### DO THIS
Do not include the pictures; repeat the rest of the data exactly.

### GIVEN INFORMATION
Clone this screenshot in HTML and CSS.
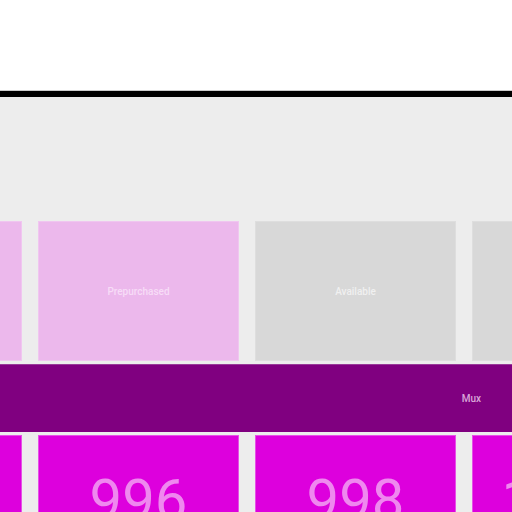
FILE: index.html
```html
<!DOCTYPE html>
<html>
<head>
    <title>Tiles</title>
    <link rel="stylesheet" href="styles.css">
</head>
<body>
    <div class="top"></div>
    <div class="board">
        <div class="row">
            <div class="tile tile-pre"></div>
            <div class="tile tile-pre">Prepurchased</div>
            <div class="tile tile-avail">Available</div>
            <div class="tile tile-avail"></div>
        </div>
        <div class="bar">Mux</div>
        <div class="row row-nums">
            <div class="tile tile-num">994</div>
            <div class="tile tile-num">996</div>
            <div class="tile tile-num">998</div>
            <div class="tile tile-num">1,000</div>
        </div>
    </div>
</body>
</html>
```

FILE: styles.css
```css
body {
    margin: 0;
    background: #fff;
    font-family: Roboto, "Liberation Sans", sans-serif;
    overflow: hidden;
}

.top {
    height: 90px;
    border-bottom: 1px solid #ccc;
}

.board {
    background: #ededed;
    border-top: 6px solid #000;
    padding-top: 124px;
    height: 400px;
}

.row {
    display: flex;
    gap: 16px;
    margin-left: -179px;
    height: 140px;
}

.tile {
    flex: 0 0 201px;
    box-sizing: border-box;
    display: flex;
    align-items: center;
    justify-content: center;
    font-size: 10px;
    font-weight: 500;
}

.tile-pre {
    background: #ecb8ec;
    border: 1px solid #f0c6f0;
    color: #f7dcf7;
}

.tile-avail {
    background: #d8d8d8;
    border: 1px solid #dedede;
    color: #f0f0f0;
}

.bar {
    margin-top: 3px;
    height: 68px;
    background: #800080;
    border-top: 1px solid #9a3a9a;
    box-sizing: border-box;
    display: flex;
    align-items: center;
    justify-content: flex-end;
    padding-right: 31px;
    font-size: 10px;
    font-weight: 500;
    color: #d9a6d9;
}

.row-nums {
    margin-top: 3px;
}

.tile-num {
    background: #dd00dd;
    border: 1px solid #e650e6;
    color: #ef88ef;
    font-size: 58px;
    font-weight: 400;
    padding-bottom: 10px;
}
```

### RESPONSE FOR THIS EXERCISE
Clone this screenshot in HTML and CSS.
FILE: index.html
```html
<!DOCTYPE html>
<html>
<head>
    <title>Tiles</title>
    <link rel="stylesheet" href="styles.css">
</head>
<body>
    <div class="top"></div>
    <div class="board">
        <div class="row">
            <div class="tile tile-pre"></div>
            <div class="tile tile-pre">Prepurchased</div>
            <div class="tile tile-avail">Available</div>
            <div class="tile tile-avail"></div>
        </div>
        <div class="bar">Mux</div>
        <div class="row row-nums">
            <div class="tile tile-num">994</div>
            <div class="tile tile-num">996</div>
            <div class="tile tile-num">998</div>
            <div class="tile tile-num">1,000</div>
        </div>
    </div>
</body>
</html>
```

FILE: styles.css
```css
body {
    margin: 0;
    background: #fff;
    font-family: Roboto, "Liberation Sans", sans-serif;
    overflow: hidden;
}

.top {
    height: 90px;
    border-bottom: 1px solid #ccc;
}

.board {
    background: #ededed;
    border-top: 6px solid #000;
    padding-top: 124px;
    height: 400px;
}

.row {
    display: flex;
    gap: 16px;
    margin-left: -179px;
    height: 140px;
}

.tile {
    flex: 0 0 201px;
    box-sizing: border-box;
    display: flex;
    align-items: center;
    justify-content: center;
    font-size: 10px;
    font-weight: 500;
}

.tile-pre {
    background: #ecb8ec;
    border: 1px solid #f0c6f0;
    color: #f7dcf7;
}

.tile-avail {
    background: #d8d8d8;
    border: 1px solid #dedede;
    color: #f0f0f0;
}

.bar {
    margin-top: 3px;
    height: 68px;
    background: #800080;
    border-top: 1px solid #9a3a9a;
    box-sizing: border-box;
    display: flex;
    align-items: center;
    justify-content: flex-end;
    padding-right: 31px;
    font-size: 10px;
    font-weight: 500;
    color: #d9a6d9;
}

.row-nums {
    margin-top: 3px;
}

.tile-num {
    background: #dd00dd;
    border: 1px solid #e650e6;
    color: #ef88ef;
    font-size: 58px;
    font-weight: 400;
    padding-bottom: 10px;
}
```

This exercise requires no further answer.